Undoubtedly, attacking the safety of the prison labor system may be a more immediately effective political approach than appealing for solidarity with inmates. But as the prison industry works out the kinks in its operation, these security problems will be progressively diminished. For instance, if Louisiana Pacific—one of the financial backers of the prison labor initiative—decides to lay off union workers and construct a sawmill on prison grounds, there is no security argument that will effectively prevent the project from going forward. Prison labor must be opposed on the more durable basis that it threatens free labor.

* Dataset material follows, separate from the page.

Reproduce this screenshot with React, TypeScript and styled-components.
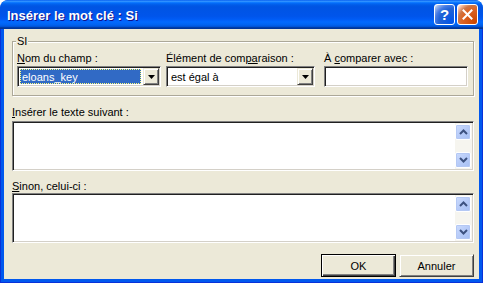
import React from 'react';
import styled, { createGlobalStyle, css } from 'styled-components';

const Global = createGlobalStyle`
  html, body { margin: 0; padding: 0; background: #ffffff; }
  body {
    width: 483px; height: 283px; overflow: hidden;
    font-family: "Liberation Sans", Arial, sans-serif;
    font-size: 11px; color: #000;
  }
`;

const Window = styled.div`
  width: 483px;
  height: 283px;
  display: flex;
  flex-direction: column;
  border-radius: 8px 8px 0 0;
  overflow: hidden;
  background: #0055e5;
`;

const TitleBar = styled.div`
  height: 29px;
  flex: none;
  display: flex;
  align-items: center;
  padding: 0 5px 0 7px;
  box-sizing: border-box;
  background: linear-gradient(
    to bottom,
    #0058ee 0%, #3593ff 4%, #288eff 6%, #127dff 8%, #036ffc 10%,
    #0262ee 14%, #0057e5 20%, #0054e3 24%, #0055eb 56%, #005bf5 66%,
    #026afe 76%, #0062ef 86%, #0052d6 92%, #0040ab 94%, #003092 100%
  );
  border-radius: 8px 8px 0 0;
`;

const Title = styled.div`
  flex: 1;
  color: #fff;
  font-family: "Liberation Sans", Arial, sans-serif;
  font-weight: bold;
  font-size: 13px;
  text-shadow: 1px 1px 0 #0f1089;
  white-space: nowrap;
  padding-top: 1px;
`;

const CaptionButtons = styled.div`
  display: flex;
  gap: 2px;
  align-items: center;
`;

const CaptionButton = styled.div<{ $kind: 'help' | 'close' }>`
  width: 21px;
  height: 21px;
  box-sizing: border-box;
  border: 1px solid #fff;
  border-radius: 3px;
  display: flex;
  align-items: center;
  justify-content: center;
  ${(p) =>
    p.$kind === 'help'
      ? css`
          background: radial-gradient(circle at 90% 90%, #0054e9 0%, #2263d5 55%, #4479e4 70%, #a3bbec 90%, #fff 100%);
        `
      : css`
          background: radial-gradient(circle at 90% 90%, #cc4600 0%, #dc6527 55%, #cd7546 70%, #ffccb2 90%, #fff 100%);
        `}
`;

const HelpMark = styled.span`
  color: #fff;
  font-family: "Liberation Sans", Arial, sans-serif;
  font-weight: bold;
  font-size: 15px;
  line-height: 1;
`;

const Frame = styled.div`
  flex: 1;
  display: flex;
  padding: 0 3px 3px;
  border: 1px solid #0831d9;
  border-top: none;
  background: #0058ee;
`;

const Client = styled.div`
  flex: 1;
  background: #ece9d8;
  display: flex;
  flex-direction: column;
  padding: 6px 5px 0 8px;
`;

const Group = styled.fieldset`
  margin: 0;
  padding: 4px 4px 8px 3px;
  border: 1px solid #aca899;
  box-shadow: 1px 1px 0 #fff, inset 1px 1px 0 #fff;
  border-radius: 0;
  display: flex;
  gap: 5px;
  min-width: 0;
`;

const Legend = styled.legend`
  padding: 0 1px;
  line-height: 13px;
  background: #ece9d8;
`;

const Column = styled.div<{ $w: number; $gap?: number }>`
  width: ${(p) => p.$w}px;
  margin-left: ${(p) => p.$gap ?? 0}px;
  display: flex;
  flex-direction: column;
  gap: 1px;
`;

const Label = styled.div<{ $top?: number; $bottom?: number }>`
  line-height: 13px;
  white-space: nowrap;
  margin-top: ${(p) => p.$top ?? 0}px;
  margin-bottom: ${(p) => p.$bottom ?? 0}px;
`;

const Key = styled.span`
  text-decoration: underline;
`;

const sunken = css`
  box-sizing: border-box;
  border: 1px solid;
  border-color: #808080 #fff #fff #808080;
  box-shadow: inset 1px 1px 0 #202020, inset -1px -1px 0 #d4d0c8;
  background: #fff;
  padding: 1px;
`;

const Combo = styled.div`
  ${sunken};
  height: 21px;
  display: flex;
`;

const ComboValue = styled.div<{ $selected?: boolean }>`
  flex: 1;
  display: flex;
  align-items: center;
  padding-left: 2px;
  margin: 1px 2px 1px 1px;
  white-space: nowrap;
  ${(p) =>
    p.$selected &&
    css`
      background: #316ac5;
      color: #fff;
      outline: 1px dotted #ffff80;
      outline-offset: -1px;
    `}
`;

const raised = css`
  box-sizing: border-box;
  border: 1px solid;
  border-color: #ece9d8 #404040 #404040 #ece9d8;
  box-shadow: inset 1px 1px 0 #fff, inset -1px -1px 0 #808080;
  background: #ece9d8;
`;

const DropButton = styled.div`
  ${raised};
  width: 16px;
  height: 17px;
  display: flex;
  align-items: center;
  justify-content: center;
`;

const TextInput = styled.input`
  ${sunken};
  height: 21px;
  width: 100%;
  outline: none;
  font: inherit;
  padding: 1px 3px;
`;

const TextBox = styled.div`
  ${sunken};
  height: 50px;
  display: flex;
`;

const TextArea = styled.textarea`
  flex: 1;
  border: none;
  outline: none;
  resize: none;
  font: inherit;
  background: transparent;
  padding: 1px 3px;
  margin: 0;
`;

const ScrollBar = styled.div`
  width: 17px;
  display: flex;
  flex-direction: column;
  justify-content: space-between;
  background: #f6f5ef;
  padding: 1px 1px 1px 0;
  box-sizing: border-box;
`;

const ScrollArrow = styled.div`
  width: 16px;
  height: 16px;
  box-sizing: border-box;
  border: 1px solid #fff;
  border-radius: 2px;
  background: linear-gradient(135deg, #cddcfd 0%, #b9cdf9 45%, #a6bff3 100%);
  box-shadow: 0 0 0 1px #b4c8f4 inset;
  display: flex;
  align-items: center;
  justify-content: center;
`;

const Footer = styled.div`
  display: flex;
  justify-content: flex-end;
  gap: 3px;
  margin-top: 11px;
`;

const PushButton = styled.button<{ $default?: boolean }>`
  width: 75px;
  height: 23px;
  font: inherit;
  color: #000;
  padding: 0;
  ${raised};
  ${(p) =>
    p.$default &&
    css`
      border: 1px solid #000;
      box-shadow: inset 1px 1px 0 #fff, inset -1px -1px 0 #404040, inset -2px -2px 0 #808080;
    `}
`;

const Triangle = () => (
  <svg width="7" height="4" viewBox="0 0 7 4">
    <polygon points="0,0 7,0 3.5,4" fill="#000" />
  </svg>
);

const Chevron = ({ up }: { up?: boolean }) => (
  <svg width="9" height="6" viewBox="0 0 9 6">
    <polyline
      points={up ? '1,5 4.5,1.5 8,5' : '1,1 4.5,4.5 8,1'}
      fill="none"
      stroke="#3d5280"
      strokeWidth="2"
    />
  </svg>
);

const CloseX = () => (
  <svg width="11" height="11" viewBox="0 0 11 11">
    <path d="M1.5 1.5 L9.5 9.5 M9.5 1.5 L1.5 9.5" stroke="#fff" strokeWidth="2" strokeLinecap="square" />
  </svg>
);

const MultiLine = () => (
  <TextBox>
    <TextArea />
    <ScrollBar>
      <ScrollArrow>
        <Chevron up />
      </ScrollArrow>
      <ScrollArrow>
        <Chevron />
      </ScrollArrow>
    </ScrollBar>
  </TextBox>
);

export default function App() {
  return (
    <>
      <Global />
      <Window>
        <TitleBar>
          <Title>Insérer le mot clé : Si</Title>
          <CaptionButtons>
            <CaptionButton $kind="help">
              <HelpMark>?</HelpMark>
            </CaptionButton>
            <CaptionButton $kind="close">
              <CloseX />
            </CaptionButton>
          </CaptionButtons>
        </TitleBar>
        <Frame>
          <Client>
            <Group>
              <Legend>SI</Legend>
              <Column $w={144} $gap={1}>
                <Label>
                  <Key>N</Key>om du champ :
                </Label>
                <Combo>
                  <ComboValue $selected>eloans_key</ComboValue>
                  <DropButton>
                    <Triangle />
                  </DropButton>
                </Combo>
              </Column>
              <Column $w={149}>
                <Label>
                  Élément de com<Key>pa</Key>raison :
                </Label>
                <Combo>
                  <ComboValue>est égal à</ComboValue>
                  <DropButton>
                    <Triangle />
                  </DropButton>
                </Combo>
              </Column>
              <Column $w={144} $gap={4}>
                <Label>
                  À <Key>c</Key>omparer avec :
                </Label>
                <TextInput defaultValue="" />
              </Column>
            </Group>
            <Label $top={10} $bottom={2}>
              <Key>I</Key>nsérer le texte suivant :
            </Label>
            <MultiLine />
            <Label $top={9} $bottom={0}>
              <Key>S</Key>inon, celui-ci :
            </Label>
            <MultiLine />
            <Footer>
              <PushButton $default>OK</PushButton>
              <PushButton>Annuler</PushButton>
            </Footer>
          </Client>
        </Frame>
      </Window>
    </>
  );
}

Certainly, in the interim, legislatures could pass laws banning prison industries from bidding directly against free-labor companies or requiring them to pay prevailing wages. But ultimately such stopgap measures will be neither effective nor politically viable as long as correctional facilities continue to operate under the fiscal constraints imposed by mandatory sentencing laws. Building a consensus not only against the extensive employment of prisoners but also against mandatory sentencing laws will be a slow and arduous process, but we must undertake it if we hope to stop the expansion of prison labor before it gets much further. A "free market" economy ought to have no place for a vast army of prisoners undermining the wages of working people.